Hawkins:
Tech magazines have noted that ChatGPT is the fastest growing social app in history, with more than 100 million downloads in a matter of weeks. There are the obvious concerns about originality, plagiarism, and misinformation. But the number of downloads suggests an enthusiasm not fully coherent yet. What's the excitement for ChatGPT and where is it going? How might it change human language and consciousness?
Leib:
Yeah, that's a great question. The growth rate of this app is just amazing, right? I mean, it has more users than TikTok, which is all you heard about for four years. Right? It's got more users than TikTok in just two months. Now, I don't know how many of those are going to be long term daily users. I think that record breaking rise is driven mostly by curiosity. When someone says something nonhuman, people will naturally say let's talk to it. Who isn't interested in that, right? It's almost like we discovered alien life, but it's just alien speech, and relatively innocuous, so everyone kind of wants to dip in.

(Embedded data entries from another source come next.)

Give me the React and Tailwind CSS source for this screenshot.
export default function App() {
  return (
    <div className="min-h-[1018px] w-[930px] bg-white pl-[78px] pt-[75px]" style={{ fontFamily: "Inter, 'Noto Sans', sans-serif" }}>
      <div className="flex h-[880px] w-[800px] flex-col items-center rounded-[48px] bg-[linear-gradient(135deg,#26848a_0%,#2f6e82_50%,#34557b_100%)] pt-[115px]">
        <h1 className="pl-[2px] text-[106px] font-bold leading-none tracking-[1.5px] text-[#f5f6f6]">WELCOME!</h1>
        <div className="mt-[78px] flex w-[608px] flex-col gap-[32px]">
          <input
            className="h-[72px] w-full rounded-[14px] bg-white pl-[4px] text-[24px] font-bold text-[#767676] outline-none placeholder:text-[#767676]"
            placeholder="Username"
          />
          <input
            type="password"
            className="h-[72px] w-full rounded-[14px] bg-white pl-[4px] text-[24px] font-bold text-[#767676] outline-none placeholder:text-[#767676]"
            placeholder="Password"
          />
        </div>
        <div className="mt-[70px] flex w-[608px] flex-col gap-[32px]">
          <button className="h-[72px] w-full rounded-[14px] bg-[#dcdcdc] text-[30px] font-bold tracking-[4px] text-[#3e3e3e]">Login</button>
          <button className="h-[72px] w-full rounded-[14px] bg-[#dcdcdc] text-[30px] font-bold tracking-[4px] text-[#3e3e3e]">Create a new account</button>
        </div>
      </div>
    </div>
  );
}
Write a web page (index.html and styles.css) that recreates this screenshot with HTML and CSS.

I think that there will be a stable application for ChatGPT eventually and that will be the way we do stuff, much more than with Siri now, or anything like that. But I don't know, a lot of people are maybe also looking at it for a connection. I saw one headline that says people were on Bing AI all day the first week it was released because they're just looking for somebody to connect with. So especially as AIs start multiplying, as they become cheaper, as they become more personalized, this trend will likely grow. If I had a GPT level AI assistant on my phone that remembered only our conversations, I think usage for something like that would go up from 100 million. And some of the changes that I think need to happen with humans is the way they regard artificial intelligence, rather than bringing artificial intelligence up to a greater sort of multimodal presence. That's where I think we get into danger right now.
Hawkins:
Do you see it as an enhancement at this stage or more of an experiment?
Leib:
I mean, it would be great to be able to rely on it sometimes as an enhancement. Sometimes things are too long to read, you don't have enough time, etc. But I don't think that that tendency is one that we really want to exercise very much. I mean, my students regularly aren't reading 15-page selections. They'll say they didn't have time, or they were too anxious to focus, or something like that. And AI is going to do more and more of the summarization function in response to these situations. But, you know, our whole culture could become a Reader's Digest that way. And then everyone's knowledge of our culture or engagement with it is going to be at the digest level rather than at the level of, Wow, that was an amazing book.
It already could be considered an enhancement, I suppose. Like, you know, one of the chapters in my book is to help with a book proposal, where Sophie helps me figure out what the elements of a book proposal are. And that's what I followed to submit the proposal for this book. And my editor came back and said her advice was really good. And so that's funny. And I think a lot of functions like that will be quite possible.
Hawkins:
You mention in your book the importance of literacy in the historical progression of culture and language. You seem to worry that the growing attachment to AIs will reduce that literacy. In Exoanthropology, you write,
The temptation being offered from the tech world right now is to offload our literacy, not just onto our cameras, but onto artificial intelligences ...Soon, natural language processors will write our essays without any detectable plagiarism and do it much faster. It only takes one generation committed to opening this Pandora's box and lapsing into illiteracy to make possible the transition to a world most people have never even considered the end of the Anthropocene and of anthropo-cultural dominance.
This last sentence is at the core of your research, isn't it? What would such an end look like? It strikes me as a bit like Asimov's Foundation series. Is it culture-bound or more prevalent among some than others? Would places like Africa and India, with limited Internet access in some places, be less affected?
Leib:
Yeah. So, I'm interested in the importance of literacy. And that was one of those surprising things that I found myself beginning with in this book. It was a way to express something that I felt like has been growing in classrooms for the last 5 to 7 years - an aversion to engaging with texts because there's a video somewhere that summarizes it. I have tried to engage productively with this trend by developing a Philosophy of Images course, I've now taught four times.